One hundred seventy-five former heads of state and Nobel laureates are calling on President Biden to back a waiver on World Trade Organization intellectual property rules for COVID-19 vaccines during the pandemic. Nine out of 10 people in most poor countries likely will not receive a vaccine this year, according to the open letter, but an IP waiver would “expand global manufacturing capacity, unhindered by industry monopolies that are driving the dire supply shortages blocking vaccine access.” Signatories include former Liberian President Ellen Johnson Sirleaf, former British Prime Minister Gordon Brown and economist Joseph Stiglitz. Separately, a coalition of 250 organizations, including Amnesty International, Public Citizen and Doctors Without Borders, issued a similar plea to the head of the World Trade Organization. The fate of the international efforts could be decided on May 5 at the next major meeting between WTO members.
The House Oversight Committee has advanced a bill that would make Washington, D.C., the 51st state. The Washington, D.C. Admission Act passed out of committee on a party-line vote, over unanimous Republican opposition. The full House is set to vote on the bill next week. The District of Columbia has one of the highest per capita populations of African Americans of any major U.S. city and is home to over 700,000 people — more than the states of Wyoming and Vermont. Yet residents have no representation in the Senate and send only a single, nonvoting delegate to the House of Representatives.
Washington Governor Jay Inslee has signed legislation to phase out for-profit prisons and immigration jails. Under House Bill 1090, companies that contract with local, state and federal agencies like Immigration and Customs Enforcement will be barred from renewing their existing contracts. That means one of the largest privately run immigration jails — the GEO Group’s Northwest Detention Center in Tacoma — must shut down by 2025. Asylum seekers at the nearly 1,600-bed jail have repeatedly gone on hunger strike to protest squalid and dangerous conditions, including several outbreaks of COVID-19.
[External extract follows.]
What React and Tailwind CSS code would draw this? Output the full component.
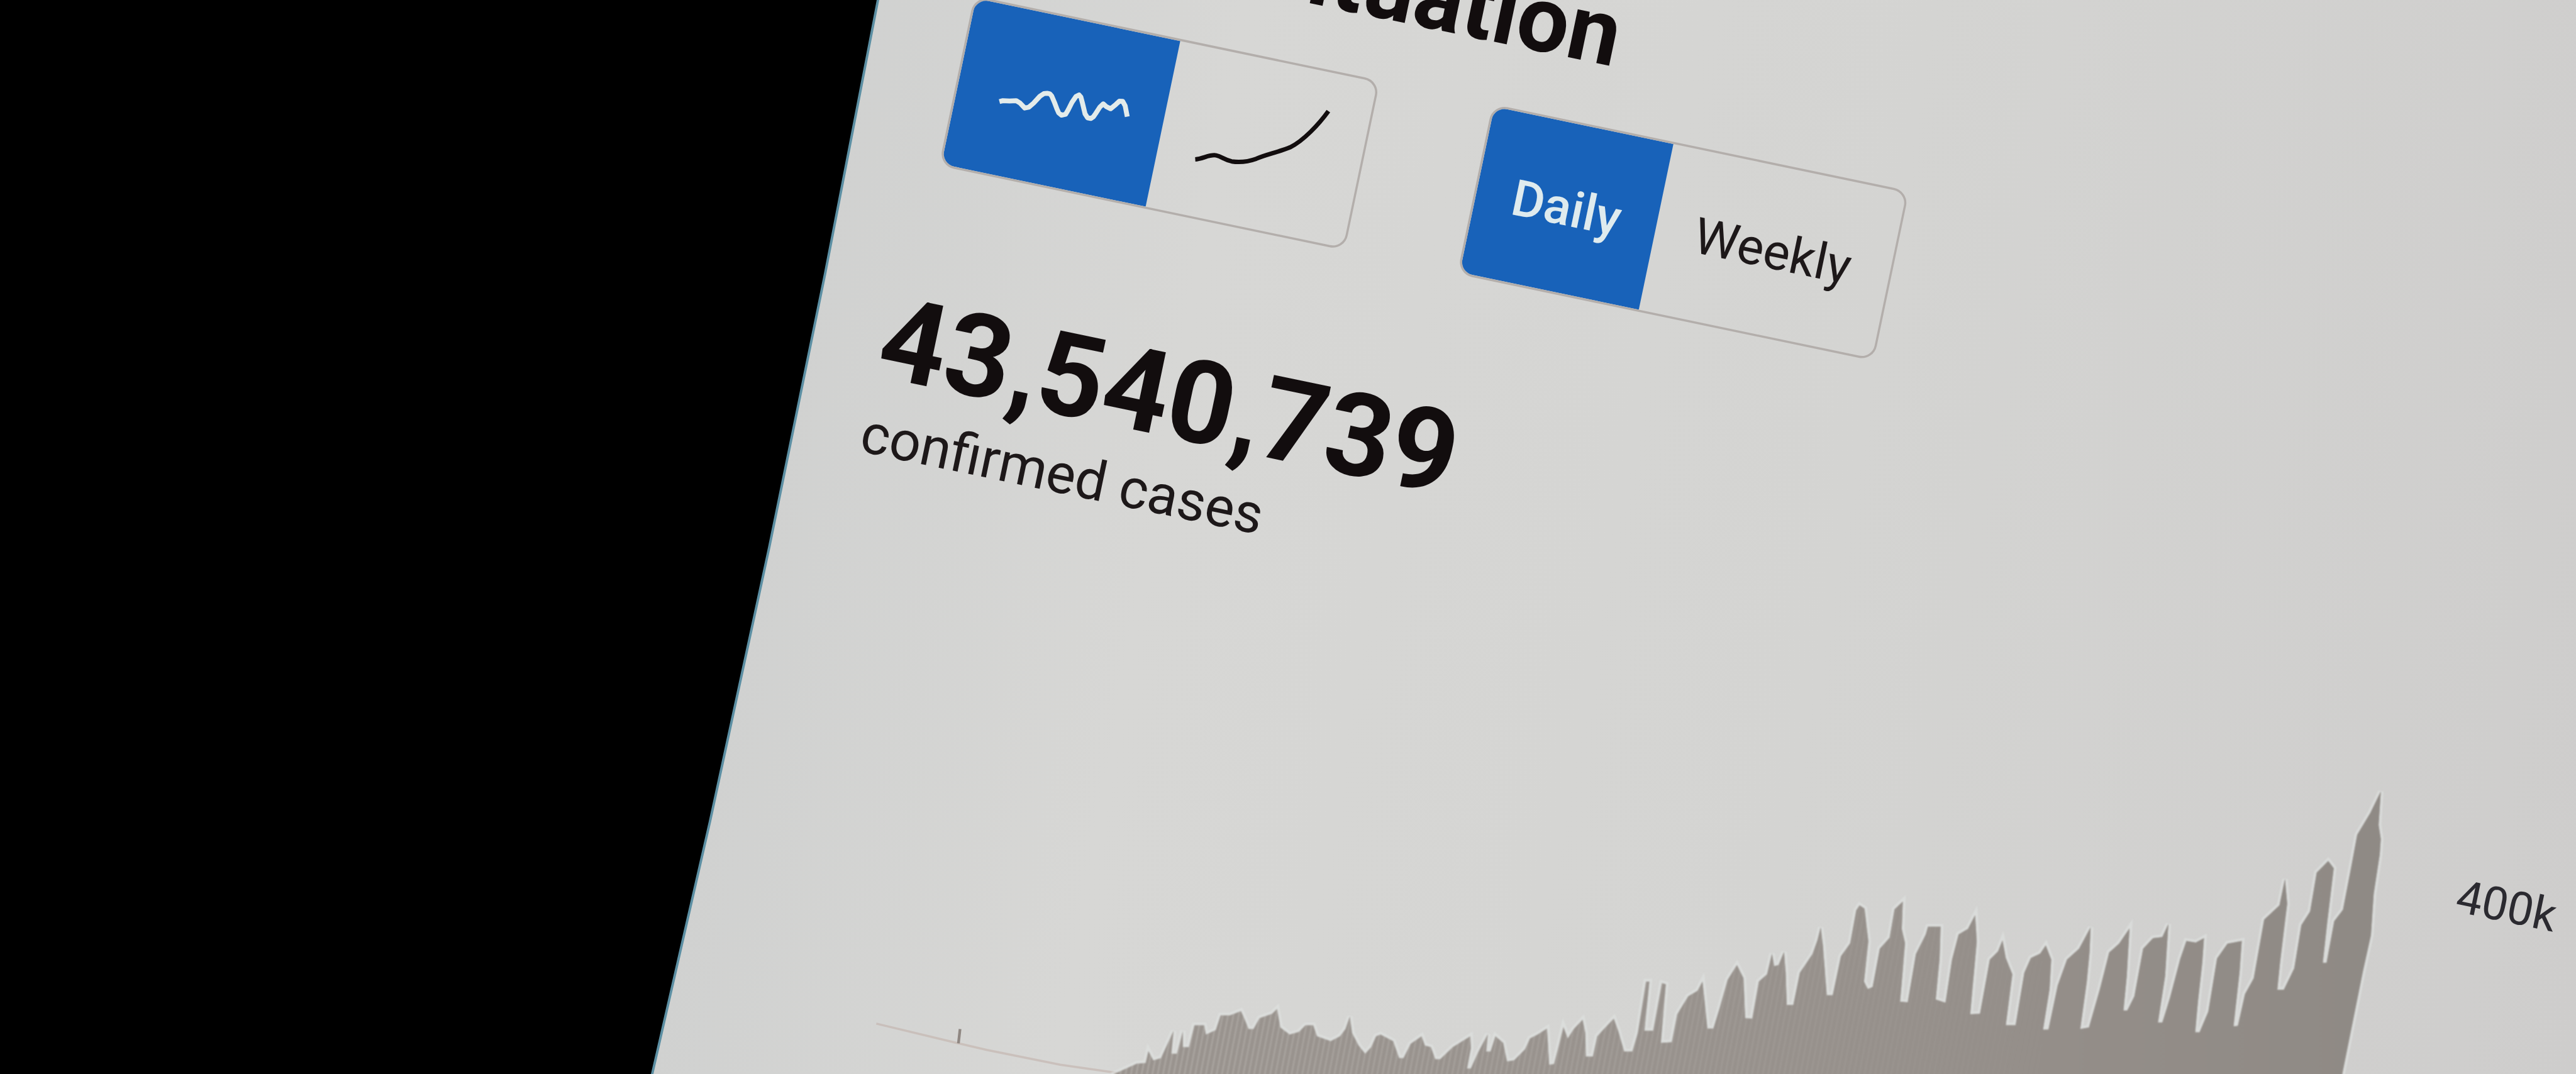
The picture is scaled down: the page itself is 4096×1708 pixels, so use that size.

Texas’s top criminal court has thrown out the death sentence of the state’s longest-serving death row prisoner. Seventy-year-old Raymond Riles, who is African American, was sentenced to die for murdering a Houston used car salesman in 1974. Riles suffers from mental illness and has been repeatedly deemed too mentally incompetent to be put to death.
In Pennsylvania, imprisoned journalist Mumia Abu-Jamal is scheduled to have heart surgery today after he was rushed to the hospital with chest pains. Abu-Jamal suffers from several preexisting conditions and lost over 30 pounds in March, after becoming ill with COVID-19 in the Mahanoy State Correctional Institution.
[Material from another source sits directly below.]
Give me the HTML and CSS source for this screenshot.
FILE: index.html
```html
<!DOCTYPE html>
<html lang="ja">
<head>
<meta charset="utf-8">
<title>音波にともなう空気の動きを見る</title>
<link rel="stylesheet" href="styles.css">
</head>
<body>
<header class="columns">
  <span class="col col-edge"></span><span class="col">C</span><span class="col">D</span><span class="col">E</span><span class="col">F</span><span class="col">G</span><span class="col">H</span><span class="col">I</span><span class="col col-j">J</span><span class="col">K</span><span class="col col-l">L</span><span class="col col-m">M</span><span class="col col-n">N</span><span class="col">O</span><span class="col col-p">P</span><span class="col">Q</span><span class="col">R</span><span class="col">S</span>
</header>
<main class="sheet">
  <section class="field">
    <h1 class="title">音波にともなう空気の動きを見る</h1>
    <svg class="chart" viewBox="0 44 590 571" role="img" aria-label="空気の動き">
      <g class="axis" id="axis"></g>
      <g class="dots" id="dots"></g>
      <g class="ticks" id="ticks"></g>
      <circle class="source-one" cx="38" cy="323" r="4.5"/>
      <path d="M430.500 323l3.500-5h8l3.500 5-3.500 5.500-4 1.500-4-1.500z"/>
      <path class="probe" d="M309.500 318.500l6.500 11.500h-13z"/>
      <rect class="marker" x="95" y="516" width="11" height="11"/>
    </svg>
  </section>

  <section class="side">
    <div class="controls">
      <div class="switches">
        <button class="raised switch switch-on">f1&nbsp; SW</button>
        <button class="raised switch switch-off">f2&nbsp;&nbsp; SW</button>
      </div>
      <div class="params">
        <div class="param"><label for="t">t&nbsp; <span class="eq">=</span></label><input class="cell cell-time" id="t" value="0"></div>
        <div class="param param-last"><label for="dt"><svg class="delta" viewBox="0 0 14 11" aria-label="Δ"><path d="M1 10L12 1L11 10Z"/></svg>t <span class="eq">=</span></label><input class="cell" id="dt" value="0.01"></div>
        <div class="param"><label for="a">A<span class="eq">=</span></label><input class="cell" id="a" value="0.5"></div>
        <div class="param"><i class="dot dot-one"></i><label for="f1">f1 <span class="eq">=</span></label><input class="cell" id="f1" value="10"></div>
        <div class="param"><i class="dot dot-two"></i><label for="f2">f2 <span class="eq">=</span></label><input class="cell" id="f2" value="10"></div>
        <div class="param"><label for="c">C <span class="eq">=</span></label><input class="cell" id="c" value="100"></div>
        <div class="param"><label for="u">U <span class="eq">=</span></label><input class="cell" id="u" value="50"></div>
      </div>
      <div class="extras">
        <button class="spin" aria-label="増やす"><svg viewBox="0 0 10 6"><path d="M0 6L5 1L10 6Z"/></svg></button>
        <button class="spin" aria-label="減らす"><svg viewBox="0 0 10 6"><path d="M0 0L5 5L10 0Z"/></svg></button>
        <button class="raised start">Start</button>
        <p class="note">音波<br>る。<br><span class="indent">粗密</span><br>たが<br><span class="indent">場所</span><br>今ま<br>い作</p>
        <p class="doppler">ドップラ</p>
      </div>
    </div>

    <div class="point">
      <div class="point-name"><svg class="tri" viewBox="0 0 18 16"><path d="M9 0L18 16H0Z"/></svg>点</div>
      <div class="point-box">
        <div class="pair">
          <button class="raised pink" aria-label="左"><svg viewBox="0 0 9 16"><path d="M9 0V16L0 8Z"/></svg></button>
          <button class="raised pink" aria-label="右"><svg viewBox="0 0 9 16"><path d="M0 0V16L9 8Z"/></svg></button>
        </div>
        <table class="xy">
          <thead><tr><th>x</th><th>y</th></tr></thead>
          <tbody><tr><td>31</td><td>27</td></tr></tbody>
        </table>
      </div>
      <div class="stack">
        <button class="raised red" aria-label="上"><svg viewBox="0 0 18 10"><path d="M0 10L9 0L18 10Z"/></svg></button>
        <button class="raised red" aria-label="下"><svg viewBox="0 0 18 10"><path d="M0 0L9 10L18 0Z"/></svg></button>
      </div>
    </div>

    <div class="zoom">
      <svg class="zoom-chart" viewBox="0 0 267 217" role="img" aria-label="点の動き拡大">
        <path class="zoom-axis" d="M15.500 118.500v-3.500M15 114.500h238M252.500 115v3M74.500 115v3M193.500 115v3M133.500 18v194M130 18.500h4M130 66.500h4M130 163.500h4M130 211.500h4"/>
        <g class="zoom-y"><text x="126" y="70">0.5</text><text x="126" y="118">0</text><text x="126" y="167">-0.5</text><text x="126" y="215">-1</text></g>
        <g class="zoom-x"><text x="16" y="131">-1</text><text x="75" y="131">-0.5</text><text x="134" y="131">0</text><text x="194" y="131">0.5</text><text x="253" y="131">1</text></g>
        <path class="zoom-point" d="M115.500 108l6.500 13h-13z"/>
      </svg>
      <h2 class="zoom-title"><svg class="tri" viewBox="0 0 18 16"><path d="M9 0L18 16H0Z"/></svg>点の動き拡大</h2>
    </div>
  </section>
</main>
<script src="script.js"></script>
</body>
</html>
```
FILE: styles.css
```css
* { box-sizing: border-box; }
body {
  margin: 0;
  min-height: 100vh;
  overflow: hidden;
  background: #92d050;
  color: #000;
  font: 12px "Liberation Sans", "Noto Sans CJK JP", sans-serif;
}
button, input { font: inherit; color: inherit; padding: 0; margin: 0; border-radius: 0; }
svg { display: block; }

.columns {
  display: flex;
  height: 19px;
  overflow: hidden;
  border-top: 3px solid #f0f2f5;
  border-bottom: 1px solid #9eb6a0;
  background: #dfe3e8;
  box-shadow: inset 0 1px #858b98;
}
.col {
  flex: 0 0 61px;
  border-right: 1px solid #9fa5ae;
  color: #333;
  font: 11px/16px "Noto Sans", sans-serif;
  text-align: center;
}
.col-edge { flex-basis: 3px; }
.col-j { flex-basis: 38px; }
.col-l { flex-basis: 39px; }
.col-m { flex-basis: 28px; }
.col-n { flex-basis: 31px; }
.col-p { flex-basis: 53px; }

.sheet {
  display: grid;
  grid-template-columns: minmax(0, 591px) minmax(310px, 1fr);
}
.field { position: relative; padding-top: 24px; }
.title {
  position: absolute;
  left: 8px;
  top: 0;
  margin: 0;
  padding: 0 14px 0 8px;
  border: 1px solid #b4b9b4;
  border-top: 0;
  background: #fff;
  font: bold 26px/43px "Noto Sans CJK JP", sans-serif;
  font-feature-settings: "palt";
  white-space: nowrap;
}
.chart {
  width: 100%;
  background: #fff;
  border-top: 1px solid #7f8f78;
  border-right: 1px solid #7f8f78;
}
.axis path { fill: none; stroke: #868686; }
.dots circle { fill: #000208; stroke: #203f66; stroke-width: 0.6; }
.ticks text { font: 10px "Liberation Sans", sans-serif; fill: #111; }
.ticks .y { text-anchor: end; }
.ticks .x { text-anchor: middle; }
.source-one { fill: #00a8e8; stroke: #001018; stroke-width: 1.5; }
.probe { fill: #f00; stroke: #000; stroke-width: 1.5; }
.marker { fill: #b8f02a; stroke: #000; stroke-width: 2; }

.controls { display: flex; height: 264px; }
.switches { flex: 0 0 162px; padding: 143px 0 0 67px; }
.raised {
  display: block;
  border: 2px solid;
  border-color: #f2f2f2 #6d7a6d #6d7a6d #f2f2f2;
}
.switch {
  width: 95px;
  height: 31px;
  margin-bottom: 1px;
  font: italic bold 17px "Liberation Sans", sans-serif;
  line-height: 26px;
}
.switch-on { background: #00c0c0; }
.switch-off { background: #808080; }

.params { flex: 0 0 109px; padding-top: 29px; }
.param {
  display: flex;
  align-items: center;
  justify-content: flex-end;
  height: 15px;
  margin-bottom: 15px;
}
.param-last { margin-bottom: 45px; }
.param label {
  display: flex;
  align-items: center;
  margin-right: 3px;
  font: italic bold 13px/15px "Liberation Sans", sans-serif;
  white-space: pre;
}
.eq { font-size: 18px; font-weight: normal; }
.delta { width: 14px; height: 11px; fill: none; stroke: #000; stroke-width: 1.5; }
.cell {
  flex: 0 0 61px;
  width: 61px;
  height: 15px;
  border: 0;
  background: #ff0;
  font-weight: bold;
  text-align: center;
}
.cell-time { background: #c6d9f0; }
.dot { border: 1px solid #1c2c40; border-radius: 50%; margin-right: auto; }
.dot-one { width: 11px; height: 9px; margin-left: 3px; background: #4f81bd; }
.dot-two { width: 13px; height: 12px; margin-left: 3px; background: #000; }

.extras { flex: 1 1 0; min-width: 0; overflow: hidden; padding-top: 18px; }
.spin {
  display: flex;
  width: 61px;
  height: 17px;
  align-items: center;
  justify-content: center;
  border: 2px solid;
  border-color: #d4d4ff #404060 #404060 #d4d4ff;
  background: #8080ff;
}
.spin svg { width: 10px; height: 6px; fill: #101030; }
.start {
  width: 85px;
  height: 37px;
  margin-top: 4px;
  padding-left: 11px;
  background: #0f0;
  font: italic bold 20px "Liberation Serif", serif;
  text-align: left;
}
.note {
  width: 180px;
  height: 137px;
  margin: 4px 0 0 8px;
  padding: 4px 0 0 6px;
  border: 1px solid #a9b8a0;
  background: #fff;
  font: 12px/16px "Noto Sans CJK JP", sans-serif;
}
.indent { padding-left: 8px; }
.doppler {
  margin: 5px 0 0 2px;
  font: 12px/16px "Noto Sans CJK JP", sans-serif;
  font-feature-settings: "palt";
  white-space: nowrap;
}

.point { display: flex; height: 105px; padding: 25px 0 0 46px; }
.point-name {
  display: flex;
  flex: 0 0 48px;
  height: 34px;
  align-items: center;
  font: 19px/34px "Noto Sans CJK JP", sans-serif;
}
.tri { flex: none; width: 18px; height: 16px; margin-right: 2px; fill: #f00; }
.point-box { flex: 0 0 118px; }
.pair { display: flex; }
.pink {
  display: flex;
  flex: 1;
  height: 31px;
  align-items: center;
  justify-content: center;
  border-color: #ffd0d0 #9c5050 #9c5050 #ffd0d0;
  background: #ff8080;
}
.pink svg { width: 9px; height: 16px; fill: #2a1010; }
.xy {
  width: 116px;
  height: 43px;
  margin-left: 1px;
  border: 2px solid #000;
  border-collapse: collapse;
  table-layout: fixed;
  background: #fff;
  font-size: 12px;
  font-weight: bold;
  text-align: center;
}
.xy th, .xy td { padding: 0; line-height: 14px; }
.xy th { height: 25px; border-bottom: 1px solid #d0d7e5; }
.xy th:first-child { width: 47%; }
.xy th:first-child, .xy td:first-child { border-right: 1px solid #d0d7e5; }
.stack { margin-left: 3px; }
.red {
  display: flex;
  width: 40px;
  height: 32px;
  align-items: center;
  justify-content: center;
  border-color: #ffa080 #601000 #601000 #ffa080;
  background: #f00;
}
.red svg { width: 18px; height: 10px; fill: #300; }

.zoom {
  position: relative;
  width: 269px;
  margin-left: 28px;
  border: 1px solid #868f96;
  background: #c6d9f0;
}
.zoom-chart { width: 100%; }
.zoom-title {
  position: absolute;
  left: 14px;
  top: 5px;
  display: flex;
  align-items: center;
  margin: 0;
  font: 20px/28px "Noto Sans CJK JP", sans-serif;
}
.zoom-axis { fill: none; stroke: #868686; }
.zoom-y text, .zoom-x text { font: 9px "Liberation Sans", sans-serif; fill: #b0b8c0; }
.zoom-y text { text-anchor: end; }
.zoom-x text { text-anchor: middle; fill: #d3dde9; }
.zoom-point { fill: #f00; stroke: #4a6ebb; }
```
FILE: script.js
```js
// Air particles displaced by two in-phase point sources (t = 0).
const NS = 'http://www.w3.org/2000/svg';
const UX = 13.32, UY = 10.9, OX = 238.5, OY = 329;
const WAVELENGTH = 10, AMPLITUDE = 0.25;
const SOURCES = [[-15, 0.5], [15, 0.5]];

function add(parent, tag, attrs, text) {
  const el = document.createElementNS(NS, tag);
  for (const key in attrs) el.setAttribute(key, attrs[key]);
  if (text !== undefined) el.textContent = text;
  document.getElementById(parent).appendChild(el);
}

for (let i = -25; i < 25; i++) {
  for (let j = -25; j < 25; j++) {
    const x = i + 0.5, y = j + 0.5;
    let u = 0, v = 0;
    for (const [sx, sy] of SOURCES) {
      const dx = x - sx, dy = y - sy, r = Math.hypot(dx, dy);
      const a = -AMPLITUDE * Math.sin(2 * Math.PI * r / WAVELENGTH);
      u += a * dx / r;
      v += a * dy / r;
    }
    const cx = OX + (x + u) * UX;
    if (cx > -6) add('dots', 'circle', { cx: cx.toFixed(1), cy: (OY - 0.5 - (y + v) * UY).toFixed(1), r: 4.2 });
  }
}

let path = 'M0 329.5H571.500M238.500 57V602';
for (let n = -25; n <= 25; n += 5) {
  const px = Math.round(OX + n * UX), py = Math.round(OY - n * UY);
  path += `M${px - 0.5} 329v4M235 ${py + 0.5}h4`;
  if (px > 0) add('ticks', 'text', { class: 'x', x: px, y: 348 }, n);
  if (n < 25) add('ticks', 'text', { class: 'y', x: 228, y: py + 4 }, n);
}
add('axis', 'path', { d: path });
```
The House Judiciary Committee voted Wednesday to recommend the creation of a committee to consider reparations for slavery. The reparations bill was first proposed over 30 years ago but never received a committee vote — until this week. This is the bill’s sponsor, Texas Congressmember Sheila Jackson Lee.
Rep. Sheila Jackson Lee: “Do not ignore the pain, the history and the reasonableness of this commission. This is a governmental commission, a commission that establishes the parameters of a study that provide the roadmap for the truth of the brutality and the onerous and terrible burden placed on African Americans and this nation by slavery.”
In the Senate, lawmakers advanced a bill addressing hate crimes against Asian Americans. A final vote is expected this week. Meanwhile, President Biden named Erika Moritsugu as liaison to the Asian American and Pacific Islander community. Moritsugu, who is of Japanese and Chinese descent, previously worked for the Obama administration and is currently the vice president at National Partnership for Women and Families, a women’s health and equity nonprofit.